Originally Posted by
murfie
A mapped point is the cams parked at one set of angles mapping the SD, spark, and torque values for that point. It doesnt command the cams where to go, just defines other things for when the cams are at or near that position.
The cams are commanded to move through a path of distance, ideally single points or on direct lines between two points as thats the easiest thing to describe optimal SD,spark, and torque with.
The snap to point and snap to line are what determine this control distance, but its not very clear on how the tables go about doing that, the axis are ?'s, descriptions are not there, so changing control of the different modes with it is limited to modifying the actual cam angles of the mapped points(38150/38151) to change where these lines run from and to.

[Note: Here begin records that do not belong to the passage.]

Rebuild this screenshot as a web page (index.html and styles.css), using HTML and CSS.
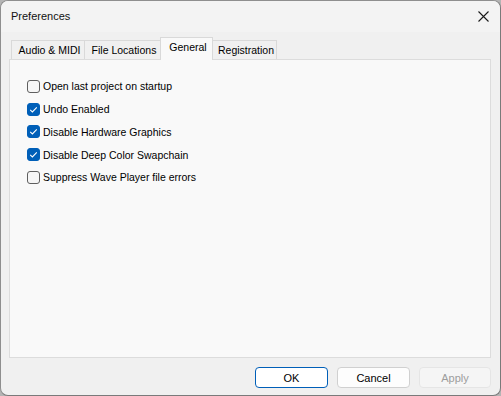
FILE: index.html
```html
<!DOCTYPE html>
<html lang="en">
<head>
    <meta charset="UTF-8">
    <title>Preferences</title>
    <link rel="stylesheet" href="styles.css">
</head>
<body>
    <div class="window">
        <div class="titlebar">
            <span class="title">Preferences</span>
            <svg class="close" width="11" height="11" viewBox="0 0 11 11">
                <path d="M0.5 0.5 L10.5 10.5 M10.5 0.5 L0.5 10.5" stroke="#1a1a1a" stroke-width="1.1" fill="none"/>
            </svg>
        </div>

        <div class="body">
            <div class="tabs">
                <div class="tab tab-audio">Audio &amp; MIDI</div>
                <div class="tab tab-files">File Locations</div>
                <div class="tab tab-general active">General</div>
                <div class="tab tab-reg">Registration</div>
            </div>

            <div class="panel">
                <label class="option">
                    <span class="box"></span>
                    Open last project on startup
                </label>
                <label class="option">
                    <span class="box checked">
                        <svg width="13" height="13" viewBox="0 0 13 13"><path d="M3.2 6.8 L5.4 8.9 L9.8 4.3" stroke="#fff" stroke-width="1.1" fill="none"/></svg>
                    </span>
                    Undo Enabled
                </label>
                <label class="option">
                    <span class="box checked">
                        <svg width="13" height="13" viewBox="0 0 13 13"><path d="M3.2 6.8 L5.4 8.9 L9.8 4.3" stroke="#fff" stroke-width="1.1" fill="none"/></svg>
                    </span>
                    Disable Hardware Graphics
                </label>
                <label class="option">
                    <span class="box checked">
                        <svg width="13" height="13" viewBox="0 0 13 13"><path d="M3.2 6.8 L5.4 8.9 L9.8 4.3" stroke="#fff" stroke-width="1.1" fill="none"/></svg>
                    </span>
                    Disable Deep Color Swapchain
                </label>
                <label class="option">
                    <span class="box"></span>
                    Suppress Wave Player file errors
                </label>
            </div>

            <div class="buttons">
                <button class="btn default">OK</button>
                <button class="btn">Cancel</button>
                <button class="btn apply" disabled>Apply</button>
            </div>
        </div>
    </div>
</body>
</html>
```

FILE: styles.css
```css
* {
    margin: 0;
    padding: 0;
    box-sizing: border-box;
}

body {
    font-family: "Liberation Sans", Arial, sans-serif;
    font-size: 10.5px;
    color: #000;
    background: #b4b4b4;
    width: 501px;
    height: 396px;
    overflow: hidden;
}

.window {
    width: 501px;
    height: 396px;
    background: #f0f0f0;
    border: 1px solid #8e8e8e;
    border-right-color: #7a7a7a;
    border-bottom-color: #7a7a7a;
    border-radius: 8px;
    overflow: hidden;
    display: flex;
    flex-direction: column;
}

.titlebar {
    height: 31px;
    background: #f3f3f3;
    display: flex;
    align-items: center;
    justify-content: space-between;
    padding: 0 11px 0 10px;
}

.title {
    font-size: 11px;
    color: #111;
    margin-top: -1px;
}

.close {
    margin-top: -1px;
}

.body {
    flex: 1;
    padding: 6px 9px 0 8px;
    display: flex;
    flex-direction: column;
}

.tabs {
    display: flex;
    align-items: flex-end;
    height: 21px;
    padding-left: 2px;
    position: relative;
    z-index: 1;
}

.tab {
    height: 19px;
    line-height: 18px;
    padding-left: 3px;
    text-align: center;
    border: 1px solid #d9d9d9;
    border-bottom: none;
    border-left: none;
    background: #f0f0f0;
    white-space: nowrap;
}

.tab-audio {
    width: 74px;
    border-left: 1px solid #d9d9d9;
}

.tab-files {
    width: 76px;
}

.tab-general {
    width: 53px;
}

.tab-reg {
    width: 64px;
}

.tab.active {
    height: 23px;
    line-height: 19px;
    margin-bottom: -1px;
    margin-left: -1px;
    background: #f9f9f9;
    border-left: 1px solid #d9d9d9;
}

.panel {
    height: 299px;
    background: #f9f9f9;
    border: 1px solid #dcdcdc;
    padding: 15px 0 0 17px;
    display: flex;
    flex-direction: column;
}

.option {
    display: flex;
    align-items: center;
    height: 22.75px;
    gap: 3px;
    color: #000;
}

.box {
    width: 13px;
    height: 13px;
    border: 1px solid #5f5f5f;
    border-radius: 3px;
    background: #f6f6f6;
    display: flex;
    align-items: center;
    justify-content: center;
}

.box.checked {
    background: #005fb8;
    border-color: #005fb8;
}

.box svg {
    display: block;
    flex-shrink: 0;
}

.buttons {
    display: flex;
    justify-content: flex-end;
    gap: 9px;
    margin-top: 9px;
}

.btn {
    width: 73px;
    height: 21px;
    font-family: "Liberation Sans", Arial, sans-serif;
    font-size: 11px;
    color: #000;
    background: #fdfdfd;
    border: 1px solid #d0d0d0;
    border-radius: 4px;
}

.btn.default {
    border-color: #005fb8;
    background: #fff;
}

.btn.apply {
    width: 72px;
}

.btn:disabled {
    color: #9d9d9d;
    background: #f5f5f5;
    border-color: #e5e5e5;
}
```
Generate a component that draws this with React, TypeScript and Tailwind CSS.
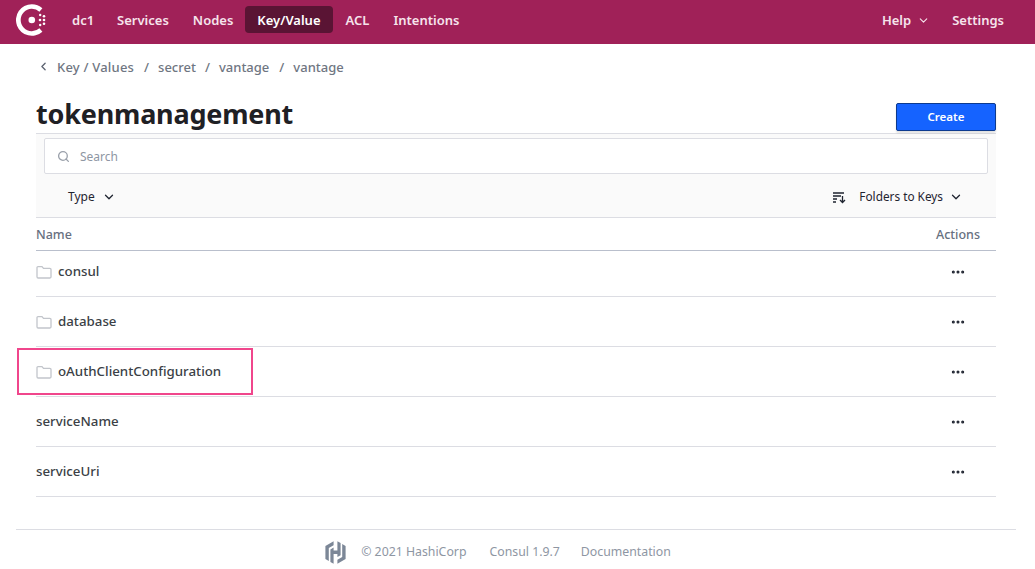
import { ChevronDown, ChevronLeft, Ellipsis, Search } from "lucide-react";

const font = { fontFamily: '"Noto Sans", "Open Sans", sans-serif' };

function ConsulLogo() {
    return (
        <svg width="33" height="32" viewBox="0 0 33 32" fill="#fff">
            <path d="M15.8 0.2a15.8 15.8 0 0 1 10.6 4.1l-3 3.4a11.2 11.2 0 1 0 0 16.6l3 3.4a15.8 15.8 0 1 1-10.6-27.5z" />
            <circle cx="15.8" cy="16" r="3.3" />
            <circle cx="24" cy="16" r="1.3" />
            <circle cx="28" cy="12.2" r="1.3" />
            <circle cx="28" cy="16" r="1.3" />
            <circle cx="28" cy="19.8" r="1.3" />
            <circle cx="24.2" cy="11" r="1.2" />
            <circle cx="24.2" cy="21" r="1.2" />
        </svg>
    );
}

function FolderIcon() {
    return (
        <svg width="16" height="14" viewBox="0 0 16 14" fill="none" stroke="#c2c5cb" strokeWidth="1.3" className="shrink-0">
            <path d="M1 3V11.8A1.2 1.2 0 0 0 2.2 13H13.8A1.2 1.2 0 0 0 15 11.8V4.6A1.2 1.2 0 0 0 13.8 3.4H7.5L6 1.6H2A1 1 0 0 0 1 2.6Z" />
        </svg>
    );
}

function HashiLogo() {
    return (
        <svg width="21" height="23" viewBox="0 0 21 23" fill="#7c8797">
            <path d="M8.6 0.3 0.4 5v13l3.4 2V7l4.8-2.8Z" />
            <path d="M12.4 0.3V9.6H8.6V6.6L5.4 8.4V21l3.2 1.7V12.9h3.8V16l3.2-1.8V1.9Z" />
            <path d="M12.4 22.7l8.2-4.7V5l-3.4-2v13l-4.8 2.8Z" />
        </svg>
    );
}

function NavItem({ label, active, className = "" }: { label: string; active?: boolean; className?: string }) {
    return (
        <a className={(active ? "bg-[#5a1434] text-white rounded-[4px] " : "text-[#f6e4ec] ") + "px-[12px] pt-[3px] h-[27px] flex items-center " + className}>
            {label}
        </a>
    );
}

function Row({ name, folder, first }: { name: string; folder?: boolean; first?: boolean }) {
    return (
        <div className={(first ? "h-[46px] pb-[3px] " : "h-[50px] pt-[1px] ") + "flex items-center justify-between border-b border-[#dcdde3] text-[13.3px] font-medium text-[#3b3f46]"}>
            <div className="flex items-center gap-[6px]">
                {folder && <FolderIcon />}
                <span>{name}</span>
            </div>
            <Ellipsis size={16} strokeWidth={2.6} className="mr-[30px] text-[#1f2430]" />
        </div>
    );
}

export default function App() {
    return (
        <div className="relative w-[1035px] h-[569px] overflow-hidden bg-white" style={font}>
            <header className="h-[44px] bg-[#a02158] flex items-center justify-between pl-[16px] pr-[31px] pb-[5px] text-[13px] font-semibold">
                <div className="flex items-center">
                    <ConsulLogo />
                    <nav className="flex items-center ml-[10px]">
                        <NavItem label="dc1" className="ml-[1px] mr-[-1px]" />
                        <NavItem label="Services" />
                        <NavItem label="Nodes" />
                        <NavItem label="Key/Value" active className="mr-[1px]" />
                        <NavItem label="ACL" />
                        <NavItem label="Intentions" />
                    </nav>
                </div>
                <div className="flex items-center gap-[22px] pt-[2px] text-[#f6e4ec]">
                    <div className="flex items-center gap-[6px]">
                        <span>Help</span>
                        <ChevronDown size={13} />
                    </div>
                    <span>Settings</span>
                </div>
            </header>

            <main className="ml-[36px] mr-[39px]">
                <div className="h-[47px] flex items-center text-[13px] font-medium text-[#6f7682]">
                    <ChevronLeft size={13} strokeWidth={2.4} className="ml-[1px] mb-[2px] text-[#5b6270]" />
                    <span className="ml-[7px] tracking-[0.2px]">Key / Values</span>
                    <span className="ml-[10px]">/</span>
                    <span className="ml-[9px]">secret</span>
                    <span className="ml-[9px]">/</span>
                    <span className="ml-[9px]">vantage</span>
                    <span className="ml-[10px]">/</span>
                    <span className="ml-[9px]">vantage</span>
                </div>

                <div className="h-[43px] flex items-end justify-between border-b border-[#dcdde3]">
                    <h1 className="text-[27px] leading-[38px] font-bold text-[#1f2024] tracking-[-0.2px]">tokenmanagement</h1>
                    <button className="w-[100px] h-[28px] mb-[2px] rounded-[2px] bg-[#1563ff] border border-[#0c3a8f] text-white text-[11.5px] font-semibold shadow-[0_2px_2px_rgba(0,0,0,0.12)]">
                        Create
                    </button>
                </div>

                <div className="bg-[#fafafa] border-b border-[#dcdde3] h-[84px] px-[8px] pt-[4px]">
                    <div className="h-[36px] bg-white border border-[#dcdde3] rounded-[2px] flex items-center pl-[12px]">
                        <Search size={13} strokeWidth={2.4} className="text-[#9aa0aa]" />
                        <span className="ml-[10px] pt-[1px] text-[12px] text-[#8e96a3]">Search</span>
                    </div>
                    <div className="h-[44px] pt-[1px] flex items-center justify-between pl-[24px] pr-[25px] text-[12px] text-[#1f2430]">
                        <div className="flex items-center gap-[7px]">
                            <span>Type</span>
                            <ChevronDown size={14} strokeWidth={2.2} />
                        </div>
                        <div className="flex items-center">
                            <svg width="14" height="14" viewBox="0 0 14 14" fill="none" stroke="#1f2430" strokeWidth="1.3">
                                <path d="M1 3H12M1 6H9M1 9H5M1 12H4" />
                                <path d="M10.5 6V12.5M8 10L10.5 12.5L13 10" />
                            </svg>
                            <span className="ml-[13px] text-[11.8px]">Folders to Keys</span>
                            <ChevronDown size={14} strokeWidth={2.2} className="ml-[6px]" />
                        </div>
                    </div>
                </div>

                <div className="h-[33px] pt-[3px] flex items-center justify-between border-b border-[#b9bfcc] text-[12.5px] font-medium text-[#677080]">
                    <span>Name</span>
                    <span className="mr-[16px]">Actions</span>
                </div>

                <Row name="consul" folder first />
                <Row name="database" folder />
                <Row name="oAuthClientConfiguration" folder />
                <Row name="serviceName" />
                <Row name="serviceUri" />
            </main>

            <footer className="ml-[16px] mr-[19px] mt-[32px] pr-[36px] pt-[2px] border-t border-[#dcdde3] h-[44px] flex items-center justify-center text-[12.3px] text-[#8e96a3]">
                <HashiLogo />
                <span className="ml-[15px]">© 2021 HashiCorp</span>
                <span className="ml-[23px]">Consul 1.9.7</span>
                <span className="ml-[21px]">Documentation</span>
            </footer>

            <div className="absolute left-[17px] top-[348px] w-[236px] h-[47px] border-2 border-[#f0468c]" />
        </div>
    );
}
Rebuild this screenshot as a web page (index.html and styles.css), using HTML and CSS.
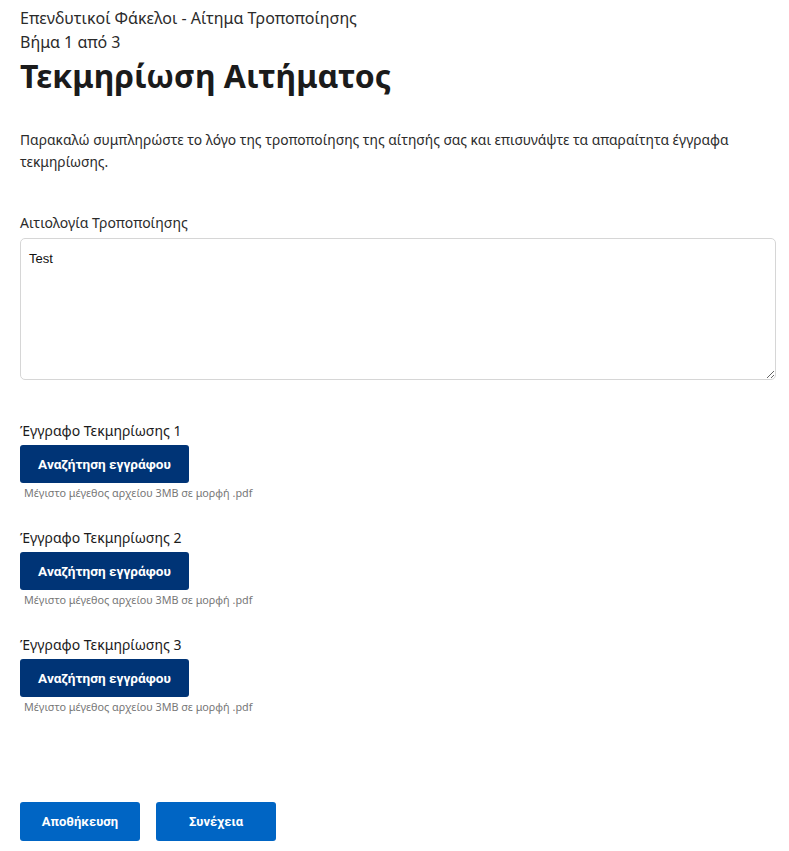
FILE: index.html
```html
<!DOCTYPE html>
<html lang="el">
<head>
    <meta charset="UTF-8">
    <meta name="viewport" content="width=device-width, initial-scale=1.0">
    <title>Τεκμηρίωση Αιτήματος</title>
    <link rel="stylesheet" href="styles.css">
</head>
<body>
    <div class="page">
        <div class="page-header">
            <div class="caption">Επενδυτικοί Φάκελοι - Αίτημα Τροποποίησης</div>
            <div class="step">Βήμα 1 από 3</div>
            <h1>Τεκμηρίωση Αιτήματος</h1>
        </div>

        <p class="intro">Παρακαλώ συμπληρώστε το λόγο της τροποποίησης της αίτησής σας και επισυνάψτε τα απαραίτητα έγγραφα τεκμηρίωσης.</p>

        <div class="field">
            <label for="reason">Αιτιολογία Τροποποίησης</label>
            <textarea id="reason" name="reason">Test</textarea>
        </div>

        <div class="upload">
            <div class="upload-label">Έγγραφο Τεκμηρίωσης 1</div>
            <button class="btn btn-dark" type="button">Αναζήτηση εγγράφου</button>
            <div class="hint">Μέγιστο μέγεθος αρχείου 3MB σε μορφή .pdf</div>
        </div>
        <div class="upload">
            <div class="upload-label">Έγγραφο Τεκμηρίωσης 2</div>
            <button class="btn btn-dark" type="button">Αναζήτηση εγγράφου</button>
            <div class="hint">Μέγιστο μέγεθος αρχείου 3MB σε μορφή .pdf</div>
        </div>
        <div class="upload">
            <div class="upload-label">Έγγραφο Τεκμηρίωσης 3</div>
            <button class="btn btn-dark" type="button">Αναζήτηση εγγράφου</button>
            <div class="hint">Μέγιστο μέγεθος αρχείου 3MB σε μορφή .pdf</div>
        </div>

        <div class="actions">
            <button class="btn btn-blue" type="button">Αποθήκευση</button>
            <button class="btn btn-blue" type="button">Συνέχεια</button>
        </div>
    </div>
</body>
</html>
```

FILE: styles.css
```css
body {
    font-family: "Noto Sans", "Open Sans", sans-serif;
    color: #1b1b1b;
    background-color: #ffffff;
    margin: 0;
    padding: 0;
}

.page {
    padding: 6px 13px 0 20px;
}

.caption {
    font-size: 16px;
    line-height: 24px;
    color: #2b2b2b;
}

.step {
    font-size: 16px;
    line-height: 24px;
    color: #2b2b2b;
}

h1 {
    font-size: 32px;
    line-height: 44px;
    font-weight: bold;
    color: #1b1b1b;
    margin: 0;
}

.intro {
    font-size: 13.8px;
    line-height: 22px;
    color: #2b2b2b;
    margin: 31px 0 0 0;
    max-width: 740px;
}

.field {
    margin-top: 40px;
}

label {
    display: block;
    font-size: 14px;
    line-height: 20px;
    color: #2b2b2b;
    margin-bottom: 5px;
}

textarea {
    display: block;
    width: 100%;
    height: 142px;
    padding: 12px 8px;
    font-size: 13px;
    font-family: "Liberation Sans", Arial, sans-serif;
    color: #111;
    border: 1px solid #d6d6d6;
    border-radius: 5px;
    box-sizing: border-box;
    resize: vertical;
}

.upload {
    margin-top: 41px;
}

.upload + .upload {
    margin-top: 28px;
}

.upload-label {
    font-size: 14px;
    line-height: 20px;
    color: #1b1b1b;
    margin-bottom: 4px;
}

.btn {
    font-family: Roboto, "Noto Sans", sans-serif;
    font-size: 13.6px;
    font-weight: bold;
    color: #ffffff;
    border: none;
    border-radius: 3px;
    height: 38px;
    cursor: pointer;
}

.btn-dark {
    background-color: #003476;
    width: 169px;
}

.hint {
    font-size: 10.8px;
    line-height: 14px;
    color: #777;
    margin: 3px 0 0 4px;
}

.actions {
    display: flex;
    gap: 16px;
    margin-top: 88px;
}

.btn-blue {
    background-color: #0065c4;
    width: 120px;
    height: 39px;
    font-size: 13px;
}
```
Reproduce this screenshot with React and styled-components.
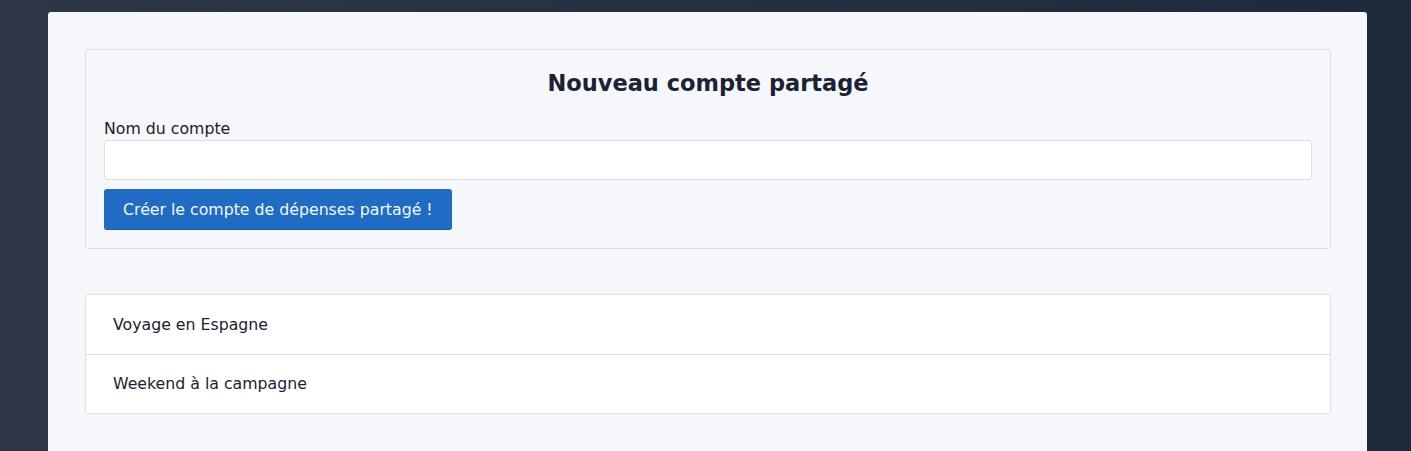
import styled, { createGlobalStyle } from "styled-components";

const GlobalStyle = createGlobalStyle`
  html, body {
    margin: 0;
    padding: 0;
  }
  body {
    min-height: 100vh;
    background: linear-gradient(90deg, #2d3748 0%, #1e293b 100%);
    font-family: "DejaVu Sans", "Liberation Sans", sans-serif;
    color: #1a202c;
  }
`;

const accounts = ["Voyage en Espagne", "Weekend à la campagne"];

function App() {
  return (
    <>
      <GlobalStyle />
      <Page>
        <Main>
          <FormCard>
            <Title>Nouveau compte partagé</Title>
            <Label htmlFor="name">Nom du compte</Label>
            <Input id="name" type="text" />
            <SubmitButton>Créer le compte de dépenses partagé !</SubmitButton>
          </FormCard>

          <AccountList>
            {accounts.map((name) => (
              <AccountItem key={name}>{name}</AccountItem>
            ))}
          </AccountList>
        </Main>
      </Page>
    </>
  );
}

const Page = styled.div`
  padding: 12px 44px 0 48px;
  min-height: 100vh;
  box-sizing: border-box;
`;

const Main = styled.main`
  background: #f6f7fb;
  border-radius: 3px;
  padding: 37px 36px 37px 37px;
  min-height: 500px;
  display: flex;
  flex-direction: column;
  gap: 45px;
`;

const FormCard = styled.section`
  border: 1px solid #dcdfe5;
  border-radius: 3px;
  padding: 18px;
  display: flex;
  flex-direction: column;
`;

const Title = styled.h2`
  margin: 2px 0 23px;
  text-align: center;
  font-size: 22.5px;
  font-weight: bold;
  color: #1a2233;
`;

const Label = styled.label`
  font-size: 15.75px;
  line-height: 20px;
  margin-bottom: 1px;
`;

const Input = styled.input`
  height: 40px;
  box-sizing: border-box;
  border: 1px solid #dcdfe5;
  border-radius: 4px;
  background: #ffffff;
  outline: none;
  padding: 0 10px;
  font-size: 15.75px;
  font-family: inherit;
`;

const SubmitButton = styled.button`
  align-self: flex-start;
  margin-top: 9px;
  height: 41px;
  padding: 0 19px;
  border: 0;
  border-bottom: 1px solid #1b5aa6;
  border-radius: 3px;
  background: #206bc4;
  color: #f4f7fb;
  font-family: inherit;
  font-size: 15.75px;
  cursor: pointer;
`;

const AccountList = styled.ul`
  list-style: none;
  margin: 0;
  padding: 0;
  background: #ffffff;
  border: 1px solid #dcdfe5;
  border-radius: 3px;
`;

const AccountItem = styled.li`
  padding: 0 27px;
  height: 58.5px;
  display: flex;
  align-items: center;
  font-size: 15.75px;
  color: #1a2233;

  & + & {
    border-top: 1px solid #dcdfe5;
  }
`;

export default App;
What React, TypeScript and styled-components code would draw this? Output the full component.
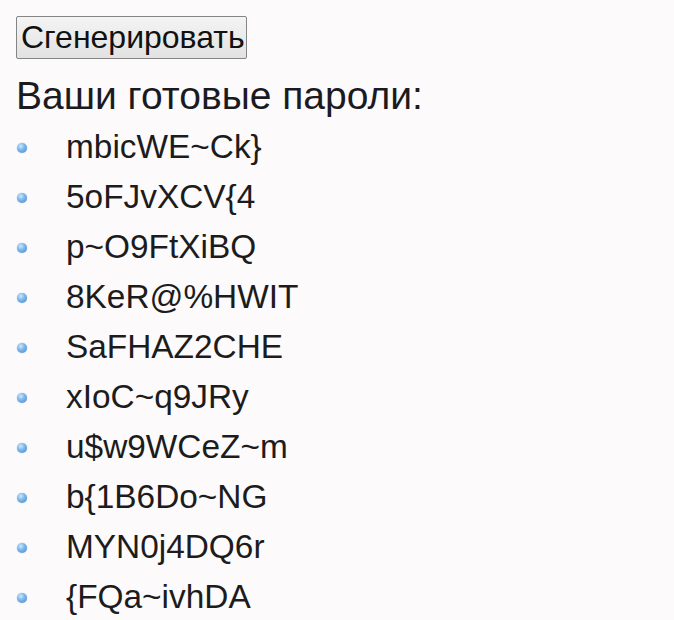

You've probably seen the 2d graphs of intake position vs exhaust position. This is snap to point/snap to line to make SD/Spark/Torque determination less dynamic like the cams actually move from the nature of the phasers control not being perfect. Those lines are only defined, not commanded, by an array of mapped points the VCT mode can use(what you tried to change). When the cams are commanded to go from one position to another or just aren't controlled well enough, letting them into positions the line/point arrays are not close to, the weight can no longer snap to a point or line to follow, so it just "bends", and distributes to other points that are available and defined closer to where the cams actually are. When a line bends it takes three points or more to define. Essentially trying to predict an entire 2D plane that the cams can travel through with a single squiggly bent line, usually doesn't give you as accurate SD,spark, torque. So you want your cams to stay on defined points or lines (that we can't easily define due to HPT editor limitations).
Both the distance and the mapped points defining it need to line up and agree with each other in the calibration for things to make sense. Other wise you are looking at actual cam angles vs mapped point weight and trying to determine how a complex algorithm has determined when and how much to allow a line to bend, and if that was actually enough to truly define the actual path the cams positions took. Most find it easiest to force it in to OP mode and set up some cam angles for it to transition through and watch the mapped point weight from those changes. Then, with a feel for different angles giving different weights, move on to manipulating the existing snap to point/ line and distance/ arrays structure directly from 38150 and 38151, and redefining SD,spark, torque mapped points for their new cam angles, if ever.
Another words if you see your car using 50% mp14 and 50% mp15%, then 100% mp16, then 75% mp17 25% mp18 as it goes up in the RPM range with a certain load or throttle input, you can leave that the same and still command different cam angles with different values in 38150 and 38151. You would still adjust the SD, spark, and torque in those mapped points to optimize them for the new cam angles.